Appellant’s motion for reconsideration was summarily denied by this court. {¶ 19} On September 6, 2023, appellee moved for dismissal of the instant appeal as moot. In its motion, appellee argued the appeal is moot because a writ of restitution was executed and setout completed on May 18, 2023, that appellant secured a stay from this court on July 20, 2023 conditioned upon the timely payment of a supersedeas bond equivalent to her monthly lot rental, and that appellant had failed to pay her September bond obligation. {¶ 20} On October 2, 2023, appellant filed a response to appellee’s motion to dismiss, attached to which is her own affidavit attesting that due to the eviction: she has been homeless since the May 18, 2023 setout; her current employment scarcely covers the cost of paying for basic necessities and support for her children; she must pay for her family to stay with others; she was unable to pay the September bond obligation due to the need to pay for temporary housing; her costs of living have increased; and she has been denied rental opportunities due to the eviction and has otherwise been unable to secure permanent housing. {¶ 21} This court resolved to decide appellee’s motion to dismiss at the time we addressed the merits of appellant’s appeal.
II. Assignments of Error {¶ 22} Appellant sets forth the following two assignments of error for our review: I. The court erred when it entered a manufactured home park eviction judgment entry that did not comply with the [R.C.]
1923.09(B) requirement to grant authority for the park operator to proceed under [R.C.] 1923.12, 1923.13(B), and 1923.14(B) should the home be abandoned.
II. The court erred in overruling Appellant Canty’s post judgment motion as moot because Appellee Greenlawn was not restored with possession of the lot at issue at the time the motion was denied.
III. Discussion {¶ 23} Turning first to the motion to dismiss, appellee argues the appeal is moot because appellant failed to comply with the terms of the stay imposed by this court by failing to pay her September bond obligation.
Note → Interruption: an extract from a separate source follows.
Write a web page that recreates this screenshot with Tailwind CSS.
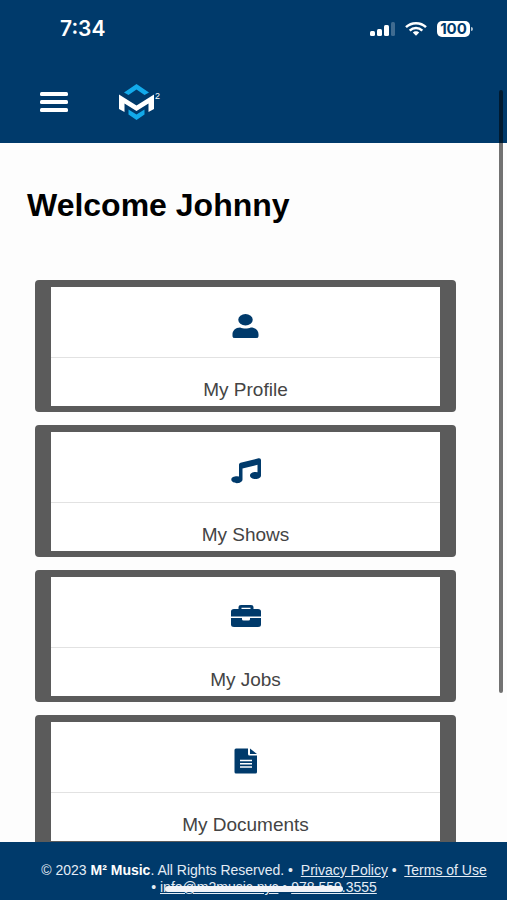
<!DOCTYPE html>
<html lang="en">
<head>
  <meta charset="UTF-8" />
  <meta name="viewport" content="width=device-width, initial-scale=1.0"/>
  <title>M² Music</title>
  <script src="https://cdn.jsdelivr.net/npm/@tailwindcss/browser@4"></script>
</head>
<body class="relative flex h-screen flex-col overflow-hidden bg-[#fdfdfd] font-['Liberation_Sans',Arial,sans-serif]">

  <header class="shrink-0 bg-[#003a6b] text-white">
    <!-- Status bar -->
    <div class="flex h-16 items-center justify-between pr-[34px] pb-[6px] pl-[60px]">
      <span class="font-['Inter',sans-serif] text-[21px] leading-6 font-semibold">7:34</span>
      <div class="flex items-center gap-[10px]">
        <svg width="25" height="14" viewBox="0 0 25 14" fill="#fff" aria-hidden="true">
          <rect x="0" y="9" width="5" height="5" rx="1.500"/>
          <rect x="7" y="7" width="5" height="7" rx="1.500"/>
          <rect x="14" y="3" width="5" height="11" rx="1.500"/>
          <rect x="21" y="0" width="4" height="14" rx="1.500" opacity=".25"/>
        </svg>
        <svg width="22" height="14" viewBox="0 0 22 14" fill="none" stroke="#fff" stroke-width="2.5" aria-hidden="true">
          <path d="M1 5.200C6.500 0 15.500 0 21 5.200"/>
          <path d="M4.700 8.600C8.300 5.200 13.700 5.200 17.300 8.600"/>
          <path d="M11 9.300c-1.300 0-2.400.5-3.200 1.300L11 13.700l3.200-3.100c-.8-.8-1.900-1.300-3.200-1.300z" fill="#fff" stroke="none"/>
        </svg>
        <div class="flex items-center gap-px">
          <span class="flex h-4 w-[33px] items-center justify-center rounded-[5px] bg-white font-['Inter',sans-serif] text-[15px] leading-4 font-bold text-[#003a6b]">100</span>
          <span class="h-1 w-[2px] rounded-r bg-white/70"></span>
        </div>
      </div>
    </div>
    <!-- Navigation -->
    <nav class="flex h-[79px] items-center gap-[51px] pb-[3px] pl-[39px]">
      <button type="button" aria-label="Menu">
        <svg width="29" height="22" viewBox="0 0 29 22" fill="#fff">
          <rect x="1" y="1" width="28" height="4" rx="1.500"/>
          <rect x="1" y="9" width="28" height="4" rx="1.500"/>
          <rect x="1" y="17" width="28" height="4" rx="1.500"/>
        </svg>
      </button>
      <a href="#" aria-label="M² Music home" class="relative block">
        <svg width="42" height="36" viewBox="0 0 42 36">
          <path d="M5 8.500 17.500 0 30 8.500 25.500 11 17.500 5.500 9.500 11z" fill="#12aaea"/>
          <path d="M0 10.500 17.500 21.500 35 10.500V25L29.500 28V19.500L17.500 27 5.500 19.500V28L0 25z" fill="#fff"/>
          <path d="M9.500 25.500 17.500 30.500 25.500 25.500V30.500L17.500 36 9.500 30.500z" fill="#12aaea"/>
        </svg>
        <span class="absolute top-2 left-[36px] text-[9px] leading-[9px]">2</span>
      </a>
    </nav>
  </header>

  <main class="min-h-0 flex-1 overflow-hidden pr-[51px] pl-[27px]">
    <h1 class="mt-11 text-[32px] leading-9 font-bold text-black">Welcome Johnny</h1>

    <div class="mt-[57px] ml-2 flex flex-col gap-[13px] text-[19px] leading-6 text-[#444]">
      <a href="#" class="block rounded border-x-[16px] border-t-[7px] border-b-[6px] border-[#5b5b5b] bg-white text-center">
        <span class="flex h-[71px] items-center justify-center border-b border-[#e2e2e2] pt-2">
          <svg width="27" height="26" viewBox="0 0 28 26" fill="#003a6b" aria-hidden="true">
            <ellipse cx="14" cy="6.500" rx="7.500" ry="6"/>
            <path d="M8.500 14.500C10 15.200 12 15.700 14 15.700s4-.5 5.500-1.200C24.500 14.500 27.500 18 27.500 21.500V23.500Q27.500 25.500 25 25.500H3Q.5 25.500 .5 23.500V21.500C.5 18 3.500 14.500 8.500 14.500z"/>
          </svg>
        </span>
        <span class="block h-12 pt-5">My Profile</span>
      </a>

      <a href="#" class="block rounded border-x-[16px] border-t-[7px] border-b-[6px] border-[#5b5b5b] bg-white text-center">
        <span class="flex h-[71px] items-center justify-center border-b border-[#e2e2e2] pt-2">
          <svg width="30" height="26" viewBox="0 0 30 26" fill="#003a6b" aria-hidden="true">
            <path d="M8 6.500Q8 5.200 9.500 4.700L27.500.3Q30 0 30 2V17.500C30 19.500 27.500 21 24.500 21S19 19.500 19 17.500 21.500 14 24.500 14Q25.700 14 26.500 14.300V6.800L11.500 10.500V21.500C11.500 23.500 9 25.200 6 25.200S.3 23.500 .3 21.500 3 18.300 6 18.300Q7.200 18.300 8 18.600z"/>
          </svg>
        </span>
        <span class="block h-12 pt-5">My Shows</span>
      </a>

      <a href="#" class="block rounded border-x-[16px] border-t-[7px] border-b-[6px] border-[#5b5b5b] bg-white text-center">
        <span class="flex h-[71px] items-center justify-center border-b border-[#e2e2e2] pt-2">
          <svg width="30" height="22" viewBox="0 0 30 22" fill="#003a6b" aria-hidden="true">
            <path fill-rule="evenodd" d="M7.500 4V2Q7.500 0 10 0H20Q22.500 0 22.500 2V4H27Q30 4 30 6.500V11.500H0V6.500Q0 4 3 4zM10.500 4H19.500V2.700H10.500z"/>
            <path d="M0 13H11V14.300Q11 15.500 12.500 15.500H17.500Q19 15.500 19 14.300V13H30V19.500Q30 22 27 22H3Q0 22 0 19.500z"/>
          </svg>
        </span>
        <span class="block h-12 pt-5">My Jobs</span>
      </a>

      <a href="#" class="block rounded border-x-[16px] border-t-[7px] border-b-[6px] border-[#5b5b5b] bg-white text-center">
        <span class="flex h-[71px] items-center justify-center border-b border-[#e2e2e2] pt-2">
          <svg width="24" height="26" viewBox="0 0 24 26" fill="#003a6b" aria-hidden="true">
            <path d="M2 .5H14V6Q14 7.500 15.500 7.500H23V24Q23 25.500 21.500 25.500H2Q.5 25.500 .5 24V2Q.5 .5 2 .5z"/>
            <path d="M16 .5 23 6H16z"/>
            <path d="M6 12.500H18M6 15.800H18M6 19H18" stroke="#fff" stroke-width="1.400"/>
          </svg>
        </span>
        <span class="block h-12 pt-5">My Documents</span>
      </a>
    </div>
  </main>

  <footer class="relative shrink-0 bg-[#003a6b] pt-5 pb-1 pl-[21px] text-center text-[14px] leading-[17px] whitespace-nowrap text-[#e4ecf5]">
    <p>© 2023 <b class="text-white">M² Music</b>. All Rights Reserved. •&nbsp; <a href="#" class="underline">Privacy Policy</a> •&nbsp; <a href="#" class="underline">Terms of Use</a></p>
    <p>• <a href="mailto:info@m2music.nyc" class="underline">info@m2music.nyc</a> • <a href="tel:9785593555" class="underline">978.559.3555</a></p>
    <!-- Home indicator -->
    <div class="absolute bottom-2 left-1/2 h-[6px] w-[178px] -translate-x-1/2 rounded-full bg-[#f2f4f8]"></div>
  </footer>

  <!-- Scroll indicator -->
  <div class="absolute top-[10%] right-1 h-[67%] w-1 rounded-full bg-black/55"></div>
</body>
</html>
Appellee further notes that appellant has vacated No. 23AP-385 7
the lot that was the subject of the eviction action. Citing exceptions to the mootness doctrine, appellant argues the appeal should not be dismissed as moot. {¶ 24} In T&R Properties, Inc. v. Wimberly, 10th Dist. No. 19AP-567, 2020-Ohio- 4279, ¶ 7, this court discussed the origins and application of the mootness doctrine: “The doctrine of mootness is rooted both in the ‘case’ or ‘controversy’ language of Section 2, Article III of the United States Constitution and in the general notion of judicial restraint. While Ohio has no constitutional counterpart to Section 2, Article III, the courts of Ohio have long recognized that a court cannot entertain jurisdiction over a moot question. It is not the duty of a court to decide purely academic or abstract questions.” (Internal citations omitted.) James A.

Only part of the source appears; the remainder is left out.